LG Display has developed a digital twin tool for OLED panel development and production built on Nvidia’s PhysicsNeMo platform. The system, called the Digital Panel Solution (DPS), was disclosed at Semicon Korea 2026, where Nvidia Korea CEO Jung So-young presented the project and identified LG Display as the only company in Korea currently applying PhysicsNeMo in an actual display manufacturing environment.
LG Display developed the DPS in partnership with Korean AI startup ALSEMI, with joint research on physics-based AI for OLED processes dating back roughly four years. Nvidia supplied GPU-accelerated infrastructure and the PhysicsNeMo engine. Development of the DPS has now been completed, according to the partners.
The DPS represents a shift from conventional simulation-driven digital twins to a physics-trained AI model. Traditional digital twin tools in display manufacturing take input values such as material properties and thermal conditions, then run numerical calculations for each scenario. When design conditions change, models must be recomputed from scratch, making iterative optimization slow and resource-intensive.
LG’s approach embeds the physics into an AI model trained on two data sources: prior simulation results and real manufacturing data from LG Display’s OLED production lines. Rather than re-running full numerical simulations when conditions change, the trained model predicts process behavior and device performance for new inputs. Nvidia notes that software-level optimizations in PhysicsNeMo can cut base-model training and fine-tuning time by up to a factor of two.
LG Display expects the DPS to derive optimal process conditions more quickly, minimize trial-and-error in experiments through AI-based predictions, and shorten overall development schedules by forecasting process and device outcomes ahead of physical verification. As the model ingests new process and product data, the company says it will refine both the underlying data and the model itself.

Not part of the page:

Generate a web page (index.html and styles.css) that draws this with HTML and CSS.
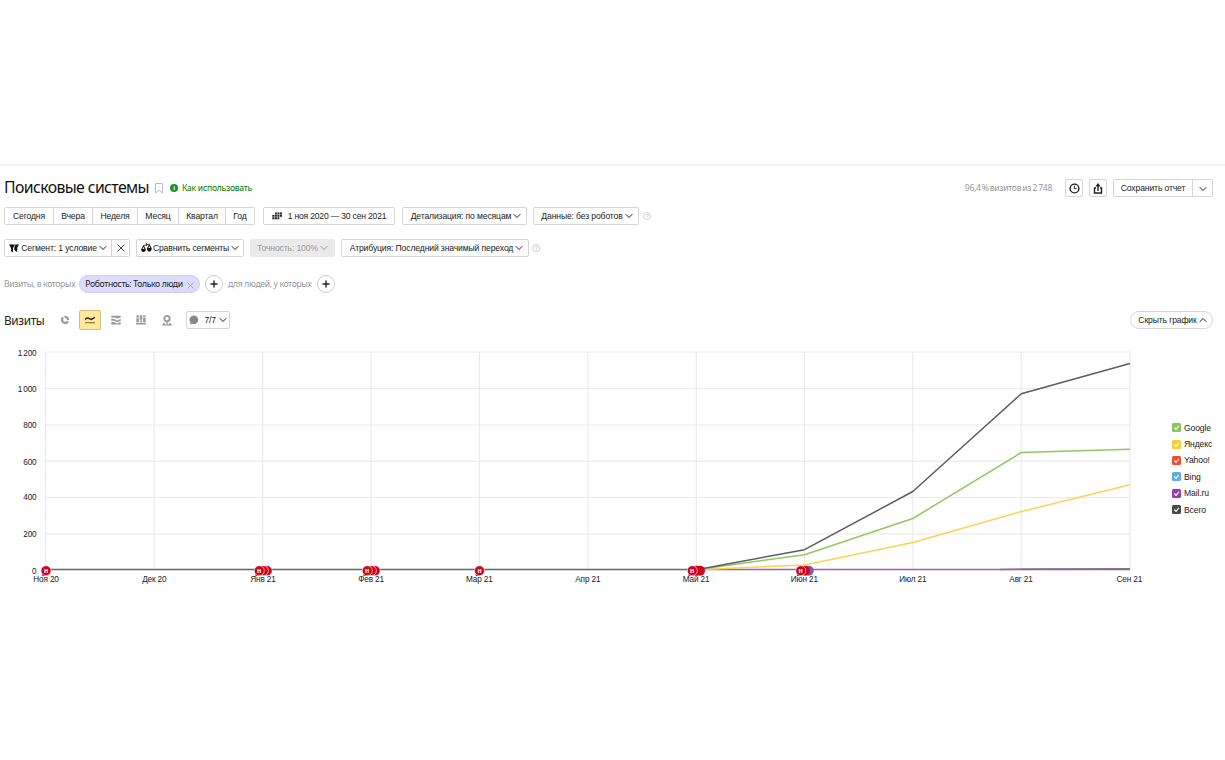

The PhysicsNeMo-based DPS is new, but LG Display has published quantifiable results from earlier, separate AI systems deployed in OLED manufacturing that provide context for the types of gains the company is targeting.
A previously disclosed AI system deployed on LG Display’s OLED production lines provides real-time alerts and suggested solutions for quality anomalies. LG Display reported that this system reduced the time required to analyze and address quality issues from an average of about three weeks to two days, with estimated annual savings of roughly 200 billion Korean won (approximately $140 million).
In display design, LG Display has applied AI to the creation of compensation patterns for irregularly shaped panels, a task that previously required about one month of manual design work. The AI-assisted process has reportedly reduced that to around eight hours. LG Display has labeled this broad AI rollout across development, production, and administration as the inaugural year of its “AX (AI Transition) innovation.”
The LG Display project aligns with Nvidia’s “AI factory” strategy for advanced manufacturing, a framework Nvidia describes as a physics-AI-based manufacturing stack spanning the product lifecycle from design through production. For Nvidia, adoption by leading global manufacturers is a key success factor for this initiative, and LG Display is being positioned as a flagship example in the display sector.
Export controls and the U.S.-China technology conflict have made it difficult for many Chinese companies to adopt Nvidia’s latest platforms at scale, which has led Nvidia to place particular emphasis on success stories from non-Chinese manufacturers.
LG Display has indicated that the DPS is intended as a foundation for a broader AI-driven control layer across OLED development and mass production. The company plans to extend its digital twin technology into what it describes as an “agency AI system” capable of optimizing the entire panel development and manufacturing process. Once deployed into full mass production environments, LG Display expects such systems to contribute to improved yield rates in OLED panel manufacturing.